# SET TASK
Quote each line of the material verbatim, without the pictures.
◇ ◇ ◇ ◇ ◇ ◇ ◇
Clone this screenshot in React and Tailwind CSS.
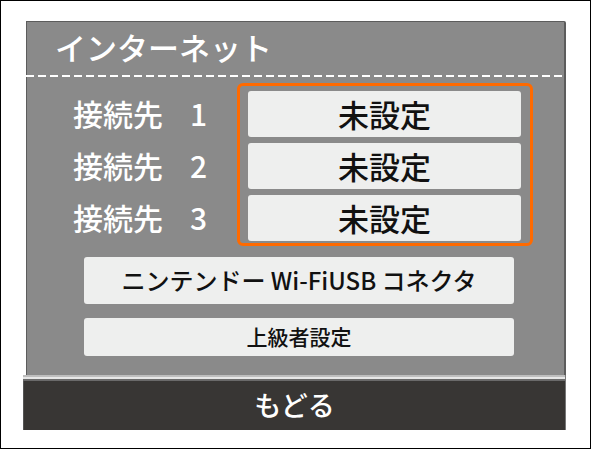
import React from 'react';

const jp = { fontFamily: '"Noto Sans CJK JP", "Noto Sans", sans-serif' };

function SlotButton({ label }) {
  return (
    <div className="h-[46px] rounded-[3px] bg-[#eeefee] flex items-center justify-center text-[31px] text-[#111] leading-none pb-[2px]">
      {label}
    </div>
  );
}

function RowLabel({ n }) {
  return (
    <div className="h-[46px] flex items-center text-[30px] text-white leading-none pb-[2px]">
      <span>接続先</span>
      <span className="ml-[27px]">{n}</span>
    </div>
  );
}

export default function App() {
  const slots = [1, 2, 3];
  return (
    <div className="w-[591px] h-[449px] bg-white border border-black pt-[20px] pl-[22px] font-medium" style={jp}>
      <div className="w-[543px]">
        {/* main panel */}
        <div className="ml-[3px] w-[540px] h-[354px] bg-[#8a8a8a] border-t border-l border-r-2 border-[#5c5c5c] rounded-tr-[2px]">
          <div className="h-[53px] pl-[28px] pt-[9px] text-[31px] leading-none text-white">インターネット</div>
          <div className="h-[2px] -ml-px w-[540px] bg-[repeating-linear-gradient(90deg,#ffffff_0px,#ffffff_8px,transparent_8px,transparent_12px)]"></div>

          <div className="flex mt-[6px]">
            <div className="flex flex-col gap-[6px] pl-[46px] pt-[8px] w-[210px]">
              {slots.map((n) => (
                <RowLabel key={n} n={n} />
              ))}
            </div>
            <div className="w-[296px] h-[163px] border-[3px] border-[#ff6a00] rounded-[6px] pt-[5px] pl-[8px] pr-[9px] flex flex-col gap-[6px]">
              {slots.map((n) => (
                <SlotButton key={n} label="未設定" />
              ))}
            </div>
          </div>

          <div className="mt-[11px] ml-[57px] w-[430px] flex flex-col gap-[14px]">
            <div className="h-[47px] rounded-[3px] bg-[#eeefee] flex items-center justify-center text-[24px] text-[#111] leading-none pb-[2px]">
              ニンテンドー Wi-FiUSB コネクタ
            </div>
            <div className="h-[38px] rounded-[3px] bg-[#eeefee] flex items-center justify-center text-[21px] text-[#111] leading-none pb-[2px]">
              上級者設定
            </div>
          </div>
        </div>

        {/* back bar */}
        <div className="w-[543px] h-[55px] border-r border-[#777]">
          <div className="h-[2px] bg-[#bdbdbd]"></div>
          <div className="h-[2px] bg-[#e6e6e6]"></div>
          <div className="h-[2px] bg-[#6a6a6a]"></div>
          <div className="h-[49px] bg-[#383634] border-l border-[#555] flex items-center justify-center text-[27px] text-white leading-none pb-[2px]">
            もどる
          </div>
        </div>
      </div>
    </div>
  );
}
◇ ◇ ◇ ◇ ◇ ◇ ◇
# EXERCISE RESPONSE
Clone this screenshot in React and Tailwind CSS.
import React from 'react';

const jp = { fontFamily: '"Noto Sans CJK JP", "Noto Sans", sans-serif' };

function SlotButton({ label }) {
  return (
    <div className="h-[46px] rounded-[3px] bg-[#eeefee] flex items-center justify-center text-[31px] text-[#111] leading-none pb-[2px]">
      {label}
    </div>
  );
}

function RowLabel({ n }) {
  return (
    <div className="h-[46px] flex items-center text-[30px] text-white leading-none pb-[2px]">
      <span>接続先</span>
      <span className="ml-[27px]">{n}</span>
    </div>
  );
}

export default function App() {
  const slots = [1, 2, 3];
  return (
    <div className="w-[591px] h-[449px] bg-white border border-black pt-[20px] pl-[22px] font-medium" style={jp}>
      <div className="w-[543px]">
        {/* main panel */}
        <div className="ml-[3px] w-[540px] h-[354px] bg-[#8a8a8a] border-t border-l border-r-2 border-[#5c5c5c] rounded-tr-[2px]">
          <div className="h-[53px] pl-[28px] pt-[9px] text-[31px] leading-none text-white">インターネット</div>
          <div className="h-[2px] -ml-px w-[540px] bg-[repeating-linear-gradient(90deg,#ffffff_0px,#ffffff_8px,transparent_8px,transparent_12px)]"></div>

          <div className="flex mt-[6px]">
            <div className="flex flex-col gap-[6px] pl-[46px] pt-[8px] w-[210px]">
              {slots.map((n) => (
                <RowLabel key={n} n={n} />
              ))}
            </div>
            <div className="w-[296px] h-[163px] border-[3px] border-[#ff6a00] rounded-[6px] pt-[5px] pl-[8px] pr-[9px] flex flex-col gap-[6px]">
              {slots.map((n) => (
                <SlotButton key={n} label="未設定" />
              ))}
            </div>
          </div>

          <div className="mt-[11px] ml-[57px] w-[430px] flex flex-col gap-[14px]">
            <div className="h-[47px] rounded-[3px] bg-[#eeefee] flex items-center justify-center text-[24px] text-[#111] leading-none pb-[2px]">
              ニンテンドー Wi-FiUSB コネクタ
            </div>
            <div className="h-[38px] rounded-[3px] bg-[#eeefee] flex items-center justify-center text-[21px] text-[#111] leading-none pb-[2px]">
              上級者設定
            </div>
          </div>
        </div>

        {/* back bar */}
        <div className="w-[543px] h-[55px] border-r border-[#777]">
          <div className="h-[2px] bg-[#bdbdbd]"></div>
          <div className="h-[2px] bg-[#e6e6e6]"></div>
          <div className="h-[2px] bg-[#6a6a6a]"></div>
          <div className="h-[49px] bg-[#383634] border-l border-[#555] flex items-center justify-center text-[27px] text-white leading-none pb-[2px]">
            もどる
          </div>
        </div>
      </div>
    </div>
  );
}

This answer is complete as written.